Synrift deposition commenced in the Paleocene and peaked in the Eocene, with Barmer Hill Formation shales maturing as early as 55 Ma. Generation continued across the basin through to the early Miocene. Kinetic variations in the Barmer Hill Formation source rock enabled the northern prolific type I lacustrine facies algal kerogen to mature at lower temperatures and generate more oil than the leaner but more deeply buried, deep water southern facies type III land plant kerogen equivalent.

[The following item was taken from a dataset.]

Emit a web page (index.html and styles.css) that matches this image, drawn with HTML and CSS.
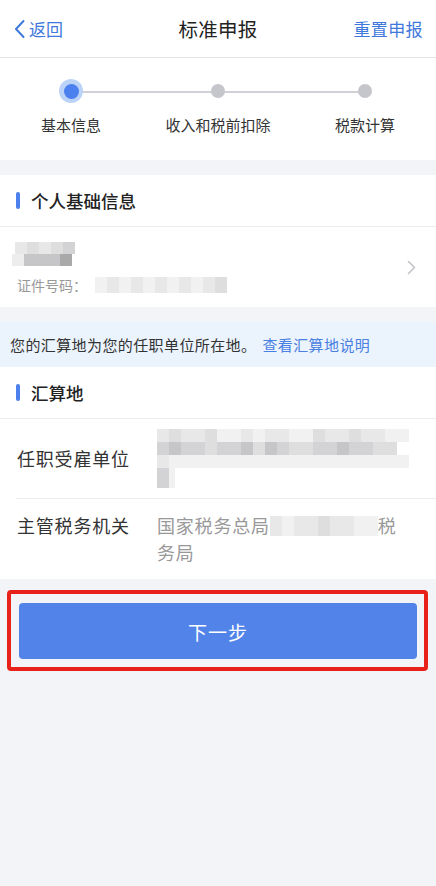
FILE: index.html
```html
<!DOCTYPE html>
<html lang="zh-CN">
<head>
    <meta charset="UTF-8">
    <meta name="viewport" content="width=device-width, initial-scale=1.0">
    <title>标准申报</title>
    <link rel="stylesheet" href="styles.css">
</head>
<body>
    <header class="nav-bar">
        <a class="nav-back" href="#">
            <svg width="13" height="20" viewBox="0 0 13 20"><path d="M10.5 2 L3 10 L10.5 18" fill="none" stroke="#3f78dc" stroke-width="2" stroke-linecap="round" stroke-linejoin="round"/></svg>
            <span>返回</span>
        </a>
        <div class="nav-title">标准申报</div>
        <a class="nav-action" href="#">重置申报</a>
    </header>

    <section class="steps">
        <div class="step active">
            <div class="step-dot"></div>
            <div class="step-label">基本信息</div>
        </div>
        <div class="step">
            <div class="step-dot"></div>
            <div class="step-label">收入和税前扣除</div>
        </div>
        <div class="step">
            <div class="step-dot"></div>
            <div class="step-label">税款计算</div>
        </div>
    </section>

    <section class="card">
        <div class="section-head"><span class="bar"></span>个人基础信息</div>
        <div class="person">
            <div class="person-info">
                <div class="mosaic name-mosaic">
                    <div class="mrow"><span class="c1 w12"></span><span class="c2 w12"></span><span class="c1 w12"></span><span class="c2 w12"></span><span class="c3 w12"></span></div>
                    <div class="mrow"><span class="c3 w12 fade"></span><span class="c4 w12"></span><span class="c4 w12"></span><span class="c4 w12"></span><span class="c5 w12"></span></div>
                </div>
                <div class="id-line">
                    <span>证件号码：</span>
                    <span class="mosaic id-mosaic"><span class="c0 w12"></span><span class="c1 w12"></span><span class="c0 w12"></span><span class="c1 w12"></span><span class="c0 w12"></span><span class="c1 w12"></span><span class="c0 w12"></span><span class="c1 w12"></span><span class="c0 w12"></span><span class="c1 w12"></span><span class="c2 w12"></span></span>
                </div>
            </div>
            <svg class="chevron" width="9" height="15" viewBox="0 0 9 15"><path d="M1.5 1.5 L7.5 7.5 L1.5 13.5" fill="none" stroke="#c4c4c8" stroke-width="1.6" stroke-linecap="round" stroke-linejoin="round"/></svg>
        </div>
    </section>

    <div class="notice">您的汇算地为您的任职单位所在地。<a href="#">查看汇算地说明</a></div>

    <section class="card">
        <div class="section-head bordered"><span class="bar"></span>汇算地</div>
        <div class="fields">
            <div class="field">
                <div class="field-label">任职受雇单位</div>
                <div class="mosaic unit-mosaic">
                    <div class="mrow"><span class="c1 w12"></span><span class="c2 w12"></span><span class="c1 w24"></span><span class="c2 w12"></span><span class="c0 w24"></span><span class="c1 w12"></span><span class="c0 w12"></span><span class="c1 w24"></span><span class="c0 w24"></span><span class="c2 w12"></span><span class="c1 w24"></span><span class="c2 w12"></span><span class="c1 w24"></span><span class="c0 w24"></span></div>
                    <div class="mrow"><span class="c3 w12"></span><span class="c4 w12"></span><span class="c3 w24"></span><span class="c2 w12"></span><span class="c3 w24"></span><span class="c4 w12"></span><span class="c2 w12"></span><span class="c4 w12"></span><span class="c3 w12"></span><span class="c2 w24"></span><span class="c3 w24"></span><span class="c4 w12"></span><span class="c3 w24"></span><span class="c2 w24"></span></div>
                    <div class="mrow"><span class="c1 w12"></span><span class="c0 w24"></span><span class="c0 w24"></span><span class="c0 w24"></span><span class="c0 w24"></span><span class="c0 w24"></span><span class="c0 w24"></span><span class="c0 w24"></span><span class="c0 w24"></span><span class="c0 w24"></span><span class="c0 w24"></span></div>
                    <div class="mrow tall"><span class="c3 w12"></span><span class="c0 w6"></span></div>
                </div>
            </div>
            <div class="field top">
                <div class="field-label">主管税务机关</div>
                <div class="field-value">国家税务总局<span class="mosaic inline-mosaic"><span class="c1 w12"></span><span class="c0 w12"></span><span class="c1 w24"></span><span class="c2 w12"></span><span class="c1 w24"></span><span class="c0 w24"></span></span><span>税</span><span>务局</span></div>
            </div>
        </div>
    </section>

    <div class="action-area">
        <div class="highlight">
            <button class="btn-next">下一步</button>
        </div>
    </div>
</body>
</html>
```

FILE: styles.css
```css
* {
    margin: 0;
    padding: 0;
    box-sizing: border-box;
}

body {
    font-family: "Noto Sans CJK SC", "Noto Sans", sans-serif;
    background: #f3f4f8;
    color: #333;
    min-height: 100vh;
}

a {
    text-decoration: none;
}

.nav-bar {
    height: 58px;
    background: white;
    border-bottom: 1px solid #e4e4e6;
    display: grid;
    grid-template-columns: 1fr auto 1fr;
    align-items: center;
    padding: 0 13px 0 13px;
}

.nav-back {
    display: flex;
    align-items: center;
    color: #3f78dc;
    font-size: 17px;
    gap: 3px;
}

.nav-title {
    font-size: 19.5px;
    color: #222;
    letter-spacing: 0.3px;
}

.nav-action {
    justify-self: end;
    color: #3f78dc;
    font-size: 17px;
    letter-spacing: 0.4px;
}

.steps {
    background: white;
    height: 102px;
    display: grid;
    grid-template-columns: repeat(3, 147px);
    justify-content: center;
    padding-top: 21px;
}

.step {
    position: relative;
    display: flex;
    flex-direction: column;
    align-items: center;
}

.step:not(:last-child)::after {
    content: "";
    position: absolute;
    top: 12px;
    left: 50%;
    width: 100%;
    height: 2px;
    background: #d0d1d5;
}

.step-dot {
    width: 24px;
    height: 24px;
    display: flex;
    align-items: center;
    justify-content: center;
    position: relative;
    z-index: 1;
}

.step-dot::before {
    content: "";
    width: 14px;
    height: 14px;
    border-radius: 50%;
    background: #c5c6cb;
}

.step.active .step-dot {
    background: #bcd3f8;
    border-radius: 50%;
}

.step.active .step-dot::before {
    width: 15px;
    height: 15px;
    background: #4b80ee;
}

.step-label {
    margin-top: 11px;
    font-size: 15px;
    color: #333;
    white-space: nowrap;
}

.card {
    background: white;
    margin-top: 15px;
}

.section-head {
    height: 52px;
    display: flex;
    align-items: center;
    padding-left: 16px;
    font-size: 17.5px;
    font-weight: 500;
    color: #222;
    border-bottom: 1px solid #ececee;
}

.section-head .bar {
    width: 4px;
    height: 17px;
    border-radius: 2px;
    background: #4b80ee;
    margin-right: 11px;
}

.person {
    height: 80px;
    display: flex;
    align-items: center;
    justify-content: space-between;
    padding: 0 20px 0 12px;
}

.person-info {
    display: flex;
    flex-direction: column;
    gap: 9px;
    padding-top: 2px;
}

.mosaic {
    display: flex;
    flex-direction: column;
}

.mrow {
    display: flex;
    height: 13px;
}

.name-mosaic .mrow {
    height: 12px;
}

.mrow.tall {
    height: 20px;
}

.mosaic span {
    display: block;
    height: 100%;
}

.w6 { width: 6px; }
.w12 { width: 12px; }
.w24 { width: 24px; }

.c0 { background: #f1f1f2; }
.c1 { background: #e8e8e9; }
.c2 { background: #dededf; }
.c3 { background: #d3d3d5; }
.c4 { background: #c6c6c8; }
.c5 { background: #a9a9a9; }
.fade { opacity: 0.4; }

.name-mosaic .mrow:first-child {
    margin-left: 3px;
}

.id-line {
    display: flex;
    align-items: center;
    font-size: 14px;
    color: #999;
    padding-left: 5px;
}

.id-mosaic {
    flex-direction: row;
    height: 16px;
    margin-left: 8px;
}

.notice {
    margin-top: 15px;
    height: 45px;
    background: #ebf3fd;
    display: flex;
    align-items: center;
    padding-left: 10px;
    font-size: 15px;
    letter-spacing: 0.4px;
    color: #333;
}

.notice a {
    color: #4a80e2;
    margin-left: 6px;
}

.card + .notice + .card {
    margin-top: 0;
}

.fields {
    padding-left: 16px;
}

.field {
    display: flex;
    align-items: center;
    padding: 10px 0;
    min-height: 80px;
    border-bottom: 1px solid #ececee;
}

.field:last-child {
    border-bottom: none;
}

.field.top {
    align-items: flex-start;
    padding: 13px 0;
}

.field-label {
    width: 141px;
    flex-shrink: 0;
    padding-left: 1px;
    font-size: 18px;
    letter-spacing: 0.8px;
    line-height: 27px;
    color: #333;
}

.unit-mosaic {
    height: 59px;
}

.field-value {
    flex: 1;
    padding-right: 32px;
    font-size: 18px;
    letter-spacing: 0.8px;
    line-height: 27px;
    color: #999;
}

.inline-mosaic {
    display: inline-flex;
    flex-direction: row;
    vertical-align: top;
    height: 20px;
    margin-top: 4px;
}

.action-area {
    padding: 11px 8px 0 7px;
}

.highlight {
    border: 4px solid #e8221b;
    border-radius: 4px;
    padding: 9px 7px 8px 8px;
}

.btn-next {
    width: 100%;
    height: 56px;
    border: none;
    border-radius: 4px;
    background: #5183e9;
    color: white;
    font-family: inherit;
    font-size: 19px;
    letter-spacing: 1px;
    cursor: pointer;
}
```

Migration modeling indicates that cross-fault juxtaposition of Paleocene and Lower Cretaceous reservoirs against downthrown mature source rocks is sufficient to charge all the known giant oilfields in the northern part of the basin. Accumulations in the shallower Dharvi Dungar and Thumbli formations in the central and southern parts of the basin require longer distance vertical and lateral migration from the mature Barmer Hill Formation through thick shale sequences, via fault linkages, fill and spill migration, and top-seal leakage.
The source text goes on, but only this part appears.